Supernovae -- the explosions marking the final fates of stars -- are archetypical events of cosmic evolution. Supernova explosions regulate the birth of new stars and they are the source of all the heavy elements in the universe, including those on Earth and in all living systems.
Records of supernova sightings extend to the dawn of history. 24 years ago, astronomers discovered Supernova 1987A, the brightest supernova since Kepler's supernova of 1604 AD. By observing this and other supernovae with modern telescopes of all types, astronomers are gaining an unprecedented understanding of how supernovae work.
The Milky Way is a great cosmic ecosystem, in which new stars are constantly being born from condensations in the interstellar gas, while other stars die as supernovae, recycling most of the gas and enriching it with heavy elements. Out of the material dispersed by these explosions, somewhere else a new star with rocky planets can form. The supernova explosions drive violent motions in the gas and regulate the formation of new stars.

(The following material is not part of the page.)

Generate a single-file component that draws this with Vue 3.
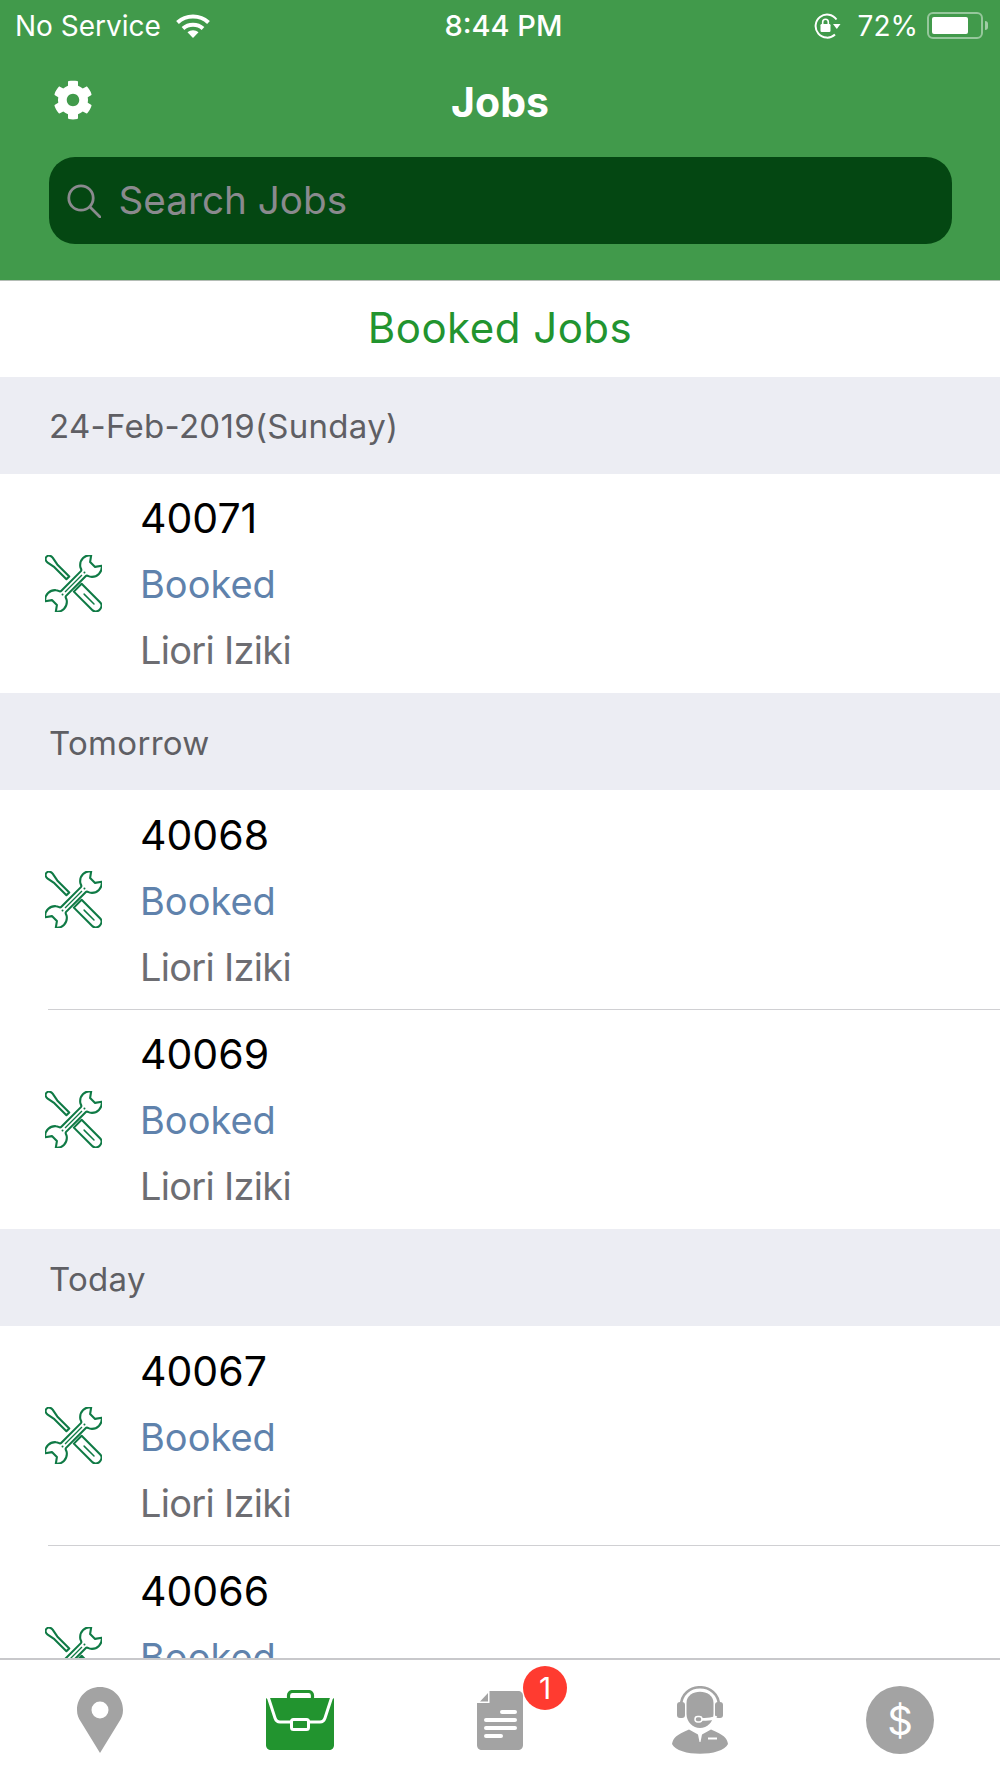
<script setup>
const sections = [
  { title: '24-Feb-2019(Sunday)', jobs: ['40071'] },
  { title: 'Tomorrow', jobs: ['40068', '40069'] },
  { title: 'Today', jobs: ['40067', '40066'] },
]
</script>

<template>
  <div class="screen">
    <header class="head">
      <div class="status">
        <div class="st-left">
          <span>No Service</span>
          <svg class="wifi" viewBox="0 0 34 24" fill="none" stroke="#fff" stroke-width="4">
            <path d="M1.5 8.5C10 .5 24 .5 32.5 8.5" />
            <path d="M7 14.5C12.500 9.500 21.500 9.500 27 14.500" />
            <path d="M17 24l-5.500-5.700C14.500 15.500 19.500 15.500 22.500 18.300Z" fill="#fff" stroke="none" />
          </svg>
        </div>
        <div class="st-time">8:44 PM</div>
        <div class="st-right">
          <svg class="rot" viewBox="0 0 28 26">
            <path d="M23.500 6.500A11.500 11.500 0 1 0 22 21.500" fill="none" stroke="#fff" stroke-width="2" />
            <path d="M20 11h7.500l-3.700 5z" fill="#fff" />
            <rect x="7.500" y="11" width="10" height="8" rx="1.200" fill="#fff" />
            <path d="M9.700 11V9a2.800 2.800 0 0 1 5.600 0v2" fill="none" stroke="#fff" stroke-width="1.600" />
          </svg>
          <span class="pct">72%</span>
          <div class="batt"><div class="batt-fill"></div></div>
          <div class="batt-tip"></div>
        </div>
      </div>
      <div class="nav">
        <div class="nav-side">
          <svg class="gear" viewBox="0 0 512 512" fill="#fff">
            <path d="M487.400 315.700l-42.600-24.600c4.300-23.200 4.300-47 0-70.200l42.600-24.600c4.900-2.800 7.100-8.600 5.500-14-11.100-35.600-30-67.800-54.700-94.600-3.800-4.100-10-5.100-14.800-2.300L380.800 110c-17.900-15.400-38.500-27.300-60.800-35.100V25.800c0-5.600-3.900-10.500-9.400-11.700-36.700-8.200-74.300-7.800-109.200 0-5.500 1.200-9.400 6.100-9.400 11.700V75c-22.200 7.900-42.800 19.800-60.800 35.100L88.700 85.500c-4.900-2.800-11-1.900-14.800 2.300-24.700 26.700-43.600 58.900-54.700 94.600-1.700 5.400.6 11.200 5.500 14L67.300 221c-4.300 23.200-4.300 47 0 70.200l-42.600 24.600c-4.900 2.800-7.100 8.600-5.500 14 11.100 35.600 30 67.800 54.700 94.600 3.800 4.100 10 5.100 14.800 2.300l42.600-24.600c17.900 15.400 38.500 27.300 60.800 35.100v49.200c0 5.600 3.900 10.500 9.400 11.700 36.700 8.200 74.300 7.800 109.200 0 5.500-1.200 9.400-6.100 9.400-11.700v-49.200c22.200-7.900 42.800-19.800 60.800-35.100l42.600 24.600c4.900 2.800 11 1.900 14.800-2.300 24.700-26.700 43.600-58.900 54.700-94.600 1.500-5.500-.7-11.300-5.600-14.100zM256 336c-44.100 0-80-35.900-80-80s35.900-80 80-80 80 35.900 80 80-35.900 80-80 80z" />
          </svg>
        </div>
        <div class="title">Jobs</div>
        <div class="nav-side"></div>
      </div>
      <div class="search">
        <svg class="mag" viewBox="0 0 34 34" fill="none" stroke="#8a8a8e" stroke-width="2.800">
          <circle cx="14" cy="14" r="12.200" />
          <path d="M23 23l10 10" stroke-linecap="round" />
        </svg>
        <span class="ph">Search Jobs</span>
      </div>
    </header>

    <div class="band"><span>Booked Jobs</span></div>

    <div class="list">
      <section v-for="s in sections" :key="s.title">
        <div class="sec-head">{{ s.title }}</div>
        <div v-for="j in s.jobs" :key="j" class="row">
          <svg class="tools" viewBox="0 0 57 57" fill="#fff" stroke="#0f7a45" stroke-width="2.100" stroke-linejoin="round">
            <g transform="translate(28.500 28.500) rotate(45)">
              <path d="M-38 0C-38 -2.500 -36 -3.800 -33 -3.500L-25 -2L-8 -2L-8 2L-25 2L-33 3.500C-36 3.800 -38 2.500 -38 0Z" />
              <path d="M6 -5.500L32 -5.500C35 -5.500 37 -3 37 0C37 3 35 5.500 32 5.500L6 5.500Z" />
              <path d="M15 0L29 0" stroke-width="1.500" stroke-linecap="round" />
            </g>
            <g transform="translate(28.500 28.500) rotate(-45)">
              <path d="M-14 -3.500L14 -3.500C16 -3.500 15.500 -6 17 -7.500A10 10 0 0 1 32.500 -7.500L27 -3.500L27 3.500L32.500 7.500A10 10 0 0 1 17 7.500C15.500 6 16 3.500 14 3.500L-14 3.500C-16 3.500 -15.500 6 -17 7.500A10 10 0 0 1 -32.500 7.500L-27 3.500L-27 -3.500L-32.500 -7.500A10 10 0 0 1 -17 -7.500C-15.500 -6 -16 -3.500 -14 -3.500Z" />
              <path d="M-12 0L12 0" stroke-width="1.300" />
              <circle cx="-15.500" cy="0" r="1" fill="#0f7a45" stroke="none" />
              <circle cx="15.500" cy="0" r="1" fill="#0f7a45" stroke="none" />
            </g>
          </svg>
          <div class="info">
            <div class="num">{{ j }}</div>
            <div class="state">Booked</div>
            <div class="name">Liori Iziki</div>
          </div>
        </div>
      </section>
    </div>

    <nav class="tabs">
      <div class="tab">
        <svg class="t-pin" viewBox="0 0 46 66">
          <path fill-rule="evenodd" fill="#a3a3a3" d="M23 0C10 0 0 10 0 23C0 28 1.500 31.500 4 35L23 66L42 35C44.500 31.500 46 28 46 23C46 10 36 0 23 0ZM23 14.500A8.500 8.500 0 1 1 23 31.500A8.500 8.500 0 1 1 23 14.500Z" />
        </svg>
      </div>
      <div class="tab">
        <svg class="t-case" viewBox="0 0 68 60">
          <rect x="22.500" y="1.500" width="24" height="10" rx="4" fill="none" stroke="#22942f" stroke-width="3.200" />
          <path d="M0 8H68V55C68 58 66 60 63 60H5C2 60 0 58 0 55Z" fill="#22942f" />
          <path d="M1 7L2.500 8L9 28C10 31 11 32 14 32H54C57 32 58 31 59 28L65.500 8L67 7" fill="none" stroke="#fff" stroke-width="3" />
          <rect x="25.500" y="29.500" width="17" height="10" rx="2" fill="#22942f" stroke="#fff" stroke-width="3" />
        </svg>
      </div>
      <div class="tab">
        <div class="doc-wrap">
          <svg class="t-doc" viewBox="0 0 46 59">
            <path fill="#a3a3a3" d="M0 12H12.500V0H41C44 0 46 2 46 5V54C46 57 44 59 41 59H5C2 59 0 57 0 54Z" />
            <path fill="#a3a3a3" d="M3 10.500L11 2V10.500Z" />
            <path d="M25 21H38M9 29H38M9 37H38M9 45H24" stroke="#fff" stroke-width="4" stroke-linecap="round" />
          </svg>
          <span class="badge">1</span>
        </div>
      </div>
      <div class="tab">
        <svg class="t-agent" viewBox="0 0 56 68">
          <path d="M9 20C9 -5 47 -5 47 20" fill="none" stroke="#a3a3a3" stroke-width="2.600" />
          <rect x="5" y="16" width="8" height="16" rx="3" fill="#a3a3a3" />
          <rect x="43" y="16" width="8" height="16" rx="3" fill="#a3a3a3" />
          <path d="M14.500 17C14.500 2 41.500 2 41.500 17V28C41.500 36 35 42 28 42C21 42 14.500 36 14.500 28Z" fill="#a3a3a3" />
          <path d="M44 30C43 33 38 33.500 25 33.500" fill="none" stroke="#fff" stroke-width="2.600" />
          <rect x="23" y="30.500" width="7" height="5.500" rx="2.700" fill="#a3a3a3" stroke="#fff" stroke-width="1.500" />
          <path d="M0 58C1 52 4 49 17 43.500L26 48.500L27.500 56H28.500L30 48.500L39 43.500C52 49 55 52 56 58C50 71 6 71 0 58Z" fill="#a3a3a3" />
          <path d="M36 52.500H45" stroke="#fff" stroke-width="2" />
        </svg>
      </div>
      <div class="tab">
        <div class="t-dollar">$</div>
      </div>
    </nav>
  </div>
</template>

<style scoped>
.screen {
  width: 1000px;
  height: 1778px;
  display: flex;
  flex-direction: column;
  overflow: hidden;
  background: #fff;
  font-family: Inter, "Liberation Sans", sans-serif;
}
.head {
  height: 281px;
  box-sizing: border-box;
  flex: none;
  background: #419a4b;
  border-bottom: 1px solid #b4bdb5;
  color: #fff;
}
.status {
  height: 51px;
  display: grid;
  grid-template-columns: 1fr auto 1fr;
  align-items: center;
  font-size: 28px;
  padding: 0 12px 0 15px;
}
.st-left, .st-right { display: flex; align-items: center; }
.st-left { gap: 15px; }
.st-right { justify-content: flex-end; }
.st-time { font-size: 29px; font-weight: 500; margin-left: 4px; }
.wifi { width: 34px; height: 24px; }
.rot { width: 28px; height: 26px; }
.pct { margin-left: 17px; }
.batt {
  width: 56px;
  height: 27px;
  box-sizing: border-box;
  margin-left: 9px;
  border: 2px solid rgba(255, 255, 255, 0.45);
  border-radius: 6px;
  padding: 3px;
}
.batt-fill { width: 36px; height: 100%; background: #fff; border-radius: 2px; }
.batt-tip {
  width: 3px;
  height: 9px;
  margin-left: 2px;
  background: rgba(255, 255, 255, 0.5);
  border-radius: 0 3px 3px 0;
}
.nav {
  height: 102px;
  margin-bottom: 4px;
  display: grid;
  grid-template-columns: 1fr auto 1fr;
  align-items: center;
}
.nav-side { display: flex; padding-left: 53px; }
.gear { width: 40px; height: 40px; margin-top: -5px; }
.title { font-size: 41px; font-weight: 700; }
.search {
  margin: 0 48.500px;
  height: 87px;
  background: #044712;
  border-radius: 26px;
  display: flex;
  align-items: center;
  padding-left: 18px;
  gap: 18px;
  color: #8a8a8e;
  font-size: 38.700px;
}
.ph { margin-top: -2px; }
.mag { width: 34px; height: 34px; }
.band {
  height: 96px;
  flex: none;
  display: flex;
  align-items: center;
  justify-content: center;
  color: #22942f;
  font-size: 42px;
  letter-spacing: 0.5px;
  padding-bottom: 4px;
  box-sizing: border-box;
}
.list { flex: 1; min-height: 0; overflow: hidden; }
.sec-head {
  height: 96.500px;
  box-sizing: border-box;
  display: flex;
  align-items: center;
  padding: 2px 0 0 49px;
  background: #ecedf3;
  color: #5f5f64;
  font-size: 33px;
  letter-spacing: 0.3px;
}
.row {
  height: 219.800px;
  box-sizing: border-box;
  display: flex;
  align-items: center;
  position: relative;
}
.row + .row::before {
  content: "";
  position: absolute;
  left: 48px;
  right: 0;
  top: -1px;
  height: 1px;
  background: #d0d0d3;
}
.tools { width: 57px; height: 57px; margin-left: 45px; flex: none; }
.info { margin-left: 38px; padding-top: 2px; }
.num, .state, .name { height: 66px; line-height: 66px; }
.num { color: #000; font-size: 41px; }
.state { color: #5f82ac; font-size: 38px; }
.name { color: #6d6d72; font-size: 38px; letter-spacing: -0.7px; }
.tabs {
  height: 120px;
  flex: none;
  box-sizing: border-box;
  border-top: 2px solid #c8c8cb;
  padding-top: 2px;
  background: #fff;
  display: grid;
  grid-template-columns: repeat(5, 1fr);
  align-items: center;
  justify-items: center;
}
.tab { display: flex; }
.t-pin { width: 46px; height: 66px; }
.t-case { width: 68px; height: 60px; }
.t-agent { width: 56px; height: 68px; }
.doc-wrap { position: relative; display: flex; }
.t-doc { width: 46px; height: 59px; }
.badge {
  position: absolute;
  left: 46px;
  top: -25px;
  width: 44px;
  height: 44px;
  border-radius: 50%;
  background: #ff3b30;
  color: #fff;
  font-size: 30px;
  display: flex;
  align-items: center;
  justify-content: center;
}
.t-dollar {
  width: 68px;
  height: 68px;
  border-radius: 50%;
  background: #a3a3a3;
  color: #fff;
  font-size: 40px;
  display: flex;
  align-items: center;
  justify-content: center;
}
</style>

With powerful modern telescopes, astronomers can now observe supernovae in galaxies so distant that we see them as they were when the universe was less than 1/4 its present age. These distant supernovae can be used as beacons to measure the history of the expansion of the universe and to probe the universe at the time when the first stars and galaxies are born.
Richard McCray received his Ph.D. in theoretical physics from the University of California at Los Angeles in 1967. He was a Postdoctoral Fellow at Caltech (1967-68) and an Assistant Professor at the Harvard College Observatory (1968-71). In 1971, he moved to the University of Colorado at Boulder, where he is now George Gamow Distinguished Professor of Astrophysics. He has held visiting positions at the NASA Goddard Space Flight Center, Beijing University and Nanjing University, the Space Telescope Science Institute, Columbia University, and the University of California at Berkeley.
In 1989 Prof. McCray was elected to National Academy of Sciences. In 1996 he was appointed Concurrent Professor of Astronomy at Nanjing University. In 2002 he was awarded the National Science Foundation Director's Award for Distinguished Teaching Scholars.
Prof. McCray's research is in the theory of the dynamics of the interstellar gas, theory of cosmic X-ray sources, and, most recently, the theory and observations of Supernova 1987A. Prof. McCray is also engaged in observations of these phenomena with various spacecraft, including the Hubble Space Telescope and the Chandra X-ray Observatory.